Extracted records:
------------------------------

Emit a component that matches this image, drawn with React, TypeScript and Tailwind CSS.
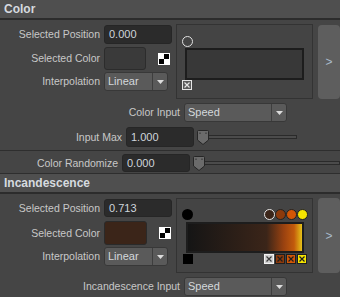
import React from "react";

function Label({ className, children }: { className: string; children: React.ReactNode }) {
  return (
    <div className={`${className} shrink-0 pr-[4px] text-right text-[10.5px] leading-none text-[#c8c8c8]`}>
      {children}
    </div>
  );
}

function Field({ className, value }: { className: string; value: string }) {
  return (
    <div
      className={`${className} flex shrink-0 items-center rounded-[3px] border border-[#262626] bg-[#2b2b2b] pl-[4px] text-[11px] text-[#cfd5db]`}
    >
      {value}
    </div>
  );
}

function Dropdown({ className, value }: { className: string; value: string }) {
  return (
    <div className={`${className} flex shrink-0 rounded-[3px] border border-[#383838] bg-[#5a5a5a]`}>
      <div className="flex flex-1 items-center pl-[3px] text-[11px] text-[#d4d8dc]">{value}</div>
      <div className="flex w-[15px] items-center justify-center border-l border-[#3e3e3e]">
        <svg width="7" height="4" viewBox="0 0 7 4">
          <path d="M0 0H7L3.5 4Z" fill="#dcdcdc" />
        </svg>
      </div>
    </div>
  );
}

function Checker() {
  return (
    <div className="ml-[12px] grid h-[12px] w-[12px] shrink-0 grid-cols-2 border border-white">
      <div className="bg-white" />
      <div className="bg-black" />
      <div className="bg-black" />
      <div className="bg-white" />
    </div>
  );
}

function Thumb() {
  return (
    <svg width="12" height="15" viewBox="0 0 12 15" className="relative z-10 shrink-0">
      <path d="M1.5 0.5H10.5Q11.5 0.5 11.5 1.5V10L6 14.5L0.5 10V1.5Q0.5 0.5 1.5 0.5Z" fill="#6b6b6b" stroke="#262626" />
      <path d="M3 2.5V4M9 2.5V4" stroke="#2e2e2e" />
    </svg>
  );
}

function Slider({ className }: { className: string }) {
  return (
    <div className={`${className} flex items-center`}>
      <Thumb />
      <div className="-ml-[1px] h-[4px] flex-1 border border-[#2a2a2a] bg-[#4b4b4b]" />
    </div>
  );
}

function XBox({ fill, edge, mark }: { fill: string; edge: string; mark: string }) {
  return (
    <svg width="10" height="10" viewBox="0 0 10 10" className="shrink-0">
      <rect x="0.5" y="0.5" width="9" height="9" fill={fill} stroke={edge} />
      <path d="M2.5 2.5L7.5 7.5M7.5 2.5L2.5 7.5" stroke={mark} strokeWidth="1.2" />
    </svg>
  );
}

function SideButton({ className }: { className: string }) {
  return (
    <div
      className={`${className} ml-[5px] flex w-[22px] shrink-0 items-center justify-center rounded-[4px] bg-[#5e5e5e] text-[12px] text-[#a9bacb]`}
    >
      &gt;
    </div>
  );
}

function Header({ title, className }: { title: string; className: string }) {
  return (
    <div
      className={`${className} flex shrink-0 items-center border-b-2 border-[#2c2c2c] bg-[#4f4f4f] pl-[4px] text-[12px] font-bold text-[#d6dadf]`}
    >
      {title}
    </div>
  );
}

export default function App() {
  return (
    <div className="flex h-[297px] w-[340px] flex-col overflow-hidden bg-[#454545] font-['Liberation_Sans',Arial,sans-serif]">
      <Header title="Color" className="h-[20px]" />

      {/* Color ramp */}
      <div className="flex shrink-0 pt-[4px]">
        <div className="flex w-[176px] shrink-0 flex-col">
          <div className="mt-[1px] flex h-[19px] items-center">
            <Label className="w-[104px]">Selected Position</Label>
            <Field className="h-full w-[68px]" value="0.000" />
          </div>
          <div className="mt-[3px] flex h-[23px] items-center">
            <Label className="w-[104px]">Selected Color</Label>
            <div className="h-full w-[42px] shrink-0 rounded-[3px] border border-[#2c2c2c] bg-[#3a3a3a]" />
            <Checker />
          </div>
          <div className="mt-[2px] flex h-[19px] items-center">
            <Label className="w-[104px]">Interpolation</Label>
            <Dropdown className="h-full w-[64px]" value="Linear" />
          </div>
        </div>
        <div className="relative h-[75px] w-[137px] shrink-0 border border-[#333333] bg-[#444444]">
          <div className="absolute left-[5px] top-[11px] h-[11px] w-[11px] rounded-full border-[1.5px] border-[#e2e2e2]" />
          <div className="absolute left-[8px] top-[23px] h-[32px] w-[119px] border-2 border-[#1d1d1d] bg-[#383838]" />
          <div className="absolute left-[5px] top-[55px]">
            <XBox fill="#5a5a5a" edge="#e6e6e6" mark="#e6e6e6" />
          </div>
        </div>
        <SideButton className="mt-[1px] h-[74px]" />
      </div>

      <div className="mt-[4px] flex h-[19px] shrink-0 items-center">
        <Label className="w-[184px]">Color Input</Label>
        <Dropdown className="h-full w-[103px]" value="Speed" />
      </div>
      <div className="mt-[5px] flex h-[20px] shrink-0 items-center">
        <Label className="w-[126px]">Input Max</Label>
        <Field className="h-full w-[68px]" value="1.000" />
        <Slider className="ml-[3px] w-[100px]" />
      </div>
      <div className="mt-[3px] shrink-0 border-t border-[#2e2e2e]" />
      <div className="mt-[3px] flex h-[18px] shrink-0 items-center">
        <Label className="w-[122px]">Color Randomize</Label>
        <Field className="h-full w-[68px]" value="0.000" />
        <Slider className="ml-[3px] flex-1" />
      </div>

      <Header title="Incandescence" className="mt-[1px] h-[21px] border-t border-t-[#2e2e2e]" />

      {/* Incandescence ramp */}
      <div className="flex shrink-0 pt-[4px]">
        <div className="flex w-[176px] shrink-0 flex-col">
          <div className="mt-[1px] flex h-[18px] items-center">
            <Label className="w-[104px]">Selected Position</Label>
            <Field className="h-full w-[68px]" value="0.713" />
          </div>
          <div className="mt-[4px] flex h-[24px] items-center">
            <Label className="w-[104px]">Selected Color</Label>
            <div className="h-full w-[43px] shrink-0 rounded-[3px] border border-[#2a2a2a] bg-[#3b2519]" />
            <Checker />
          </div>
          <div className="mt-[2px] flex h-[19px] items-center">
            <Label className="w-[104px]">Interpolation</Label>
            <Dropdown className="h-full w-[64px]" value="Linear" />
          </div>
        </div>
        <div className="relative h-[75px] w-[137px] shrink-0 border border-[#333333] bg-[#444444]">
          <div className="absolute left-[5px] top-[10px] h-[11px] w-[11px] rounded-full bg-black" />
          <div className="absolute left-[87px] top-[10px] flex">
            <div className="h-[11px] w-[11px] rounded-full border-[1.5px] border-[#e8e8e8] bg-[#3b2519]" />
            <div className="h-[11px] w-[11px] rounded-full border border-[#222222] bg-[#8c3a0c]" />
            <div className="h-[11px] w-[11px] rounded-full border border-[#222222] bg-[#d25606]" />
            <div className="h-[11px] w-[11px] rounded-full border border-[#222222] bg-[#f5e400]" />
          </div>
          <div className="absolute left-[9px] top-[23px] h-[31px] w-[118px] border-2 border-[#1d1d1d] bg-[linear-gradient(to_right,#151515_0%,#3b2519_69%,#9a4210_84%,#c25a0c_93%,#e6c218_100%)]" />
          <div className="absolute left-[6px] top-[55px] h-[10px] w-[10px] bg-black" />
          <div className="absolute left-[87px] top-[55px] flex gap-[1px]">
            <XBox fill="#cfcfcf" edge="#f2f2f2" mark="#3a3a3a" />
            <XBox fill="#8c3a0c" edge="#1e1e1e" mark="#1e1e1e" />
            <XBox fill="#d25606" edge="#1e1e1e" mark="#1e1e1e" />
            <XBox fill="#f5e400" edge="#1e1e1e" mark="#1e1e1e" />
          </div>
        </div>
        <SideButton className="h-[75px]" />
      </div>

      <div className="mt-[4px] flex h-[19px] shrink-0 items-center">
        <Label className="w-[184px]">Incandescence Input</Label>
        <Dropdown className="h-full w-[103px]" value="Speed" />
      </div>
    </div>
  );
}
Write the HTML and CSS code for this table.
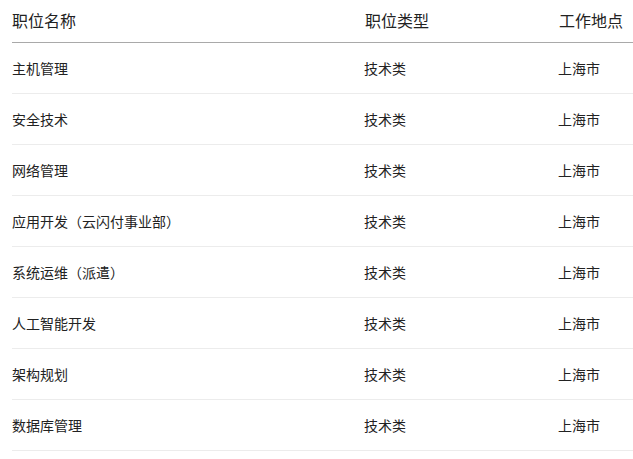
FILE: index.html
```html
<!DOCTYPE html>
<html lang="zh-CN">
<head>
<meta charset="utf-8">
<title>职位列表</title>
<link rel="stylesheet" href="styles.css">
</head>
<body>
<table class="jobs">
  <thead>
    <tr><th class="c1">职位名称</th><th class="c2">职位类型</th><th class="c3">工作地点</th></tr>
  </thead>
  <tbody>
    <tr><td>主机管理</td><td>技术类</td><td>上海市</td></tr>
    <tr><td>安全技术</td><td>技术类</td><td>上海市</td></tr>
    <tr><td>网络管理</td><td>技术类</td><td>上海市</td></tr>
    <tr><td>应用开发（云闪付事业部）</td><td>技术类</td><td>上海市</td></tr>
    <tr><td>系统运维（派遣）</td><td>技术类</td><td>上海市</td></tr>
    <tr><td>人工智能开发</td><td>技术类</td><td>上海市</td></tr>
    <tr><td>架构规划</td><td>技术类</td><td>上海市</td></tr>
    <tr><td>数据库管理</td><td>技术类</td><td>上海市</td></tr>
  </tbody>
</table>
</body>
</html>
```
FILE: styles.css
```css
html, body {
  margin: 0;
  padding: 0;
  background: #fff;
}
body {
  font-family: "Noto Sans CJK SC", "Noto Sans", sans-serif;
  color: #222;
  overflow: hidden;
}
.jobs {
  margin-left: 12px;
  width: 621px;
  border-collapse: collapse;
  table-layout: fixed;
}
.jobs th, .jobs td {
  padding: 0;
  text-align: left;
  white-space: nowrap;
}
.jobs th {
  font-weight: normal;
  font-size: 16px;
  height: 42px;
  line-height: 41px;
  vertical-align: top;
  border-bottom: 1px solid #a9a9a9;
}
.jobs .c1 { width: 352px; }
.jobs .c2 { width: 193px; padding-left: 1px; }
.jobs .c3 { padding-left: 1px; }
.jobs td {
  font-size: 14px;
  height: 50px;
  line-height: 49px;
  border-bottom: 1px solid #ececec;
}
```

------------------------------

**Given exercise:**
From the entries, copy out each line containing the word "this".

**Answer in full:**
Emit a component that matches this image, drawn with React, TypeScript and Tailwind CSS.
Write the HTML and CSS code for this table.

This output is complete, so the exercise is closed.